As Bruce Dzeda, a member of the class of 1970 at Kent State, recalled, “It was one of those searing experiences that changed me forever... I find myself still radicalised by it.”


Eyewitness to the slaughter

“I remember the jeep coming out,” says Rob Fox, a student who took part in the protest.

“They were saying, ‘Disperse immediately. This is an unlawful assembly.’

“I’ll never forget – somebody threw a croquet ball out and it bounced up against the jeep’s wheels. Everybody just laughed. We said, ‘How can this be an unlawful assembly?’

“And then the next thing I know they start shooting tear gas out at the crowd. Some kids got brave, ran and threw the tear gas back.

“Then the Guard started marching out in formation… They knelt down and aimed their weapons.

“People were saying even then, ‘they don’t have weapons – they don’t have live ammunition. It’s just to scare us.’

“Out of the corner of my eye I saw the Guard stop. And then I saw them turn.

“I heard this popping sound going off, and I saw Jeffrey Miller get hit.

“I said, ‘oh my God, this is real’. Then I dived between the cars.

“After that, there was just absolutely pandemonium… We had people screaming, people were cradling their classmates.

“I noticed this girl was bleeding profusely. I felt absolutely powerless to do anything, it seemed like eternity until an ambulance finally got there.

“And then the strangest thing – people got mad. They really got angry.”

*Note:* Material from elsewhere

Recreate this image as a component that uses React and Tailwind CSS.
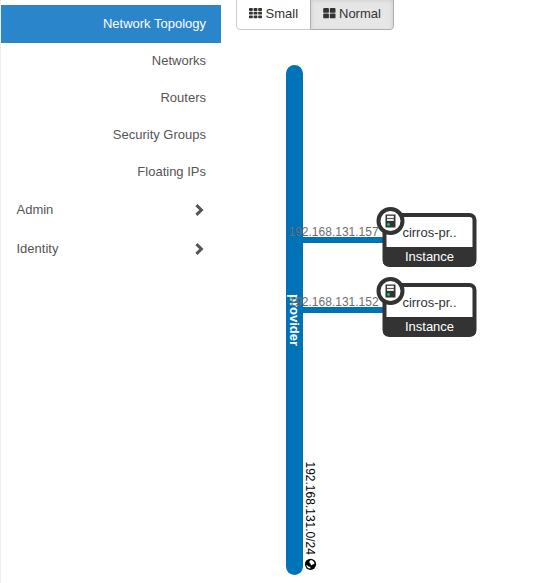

Cambodia and Vietnam’s pain

  • US air force commander Curtis Le May described Nixon’s plan to invade Cambodia as action designed to “bomb them back to the stone age”.
  • Cambodia was bombed from March 1969 to August 1973. In the first 14 months the US ran more than 3,630 bombing raids in an operation codenamed “Menu”. Each day’s bombing was labelled “Breakfast”, “Lunch” and “Dinner”.
  • The US dropped over a million tons of bombs on North Vietnam and nearly four million tons on South Vietnam
  • The US killed 1.5 million Vietnamese people in the war and up to a million people in Cambodia.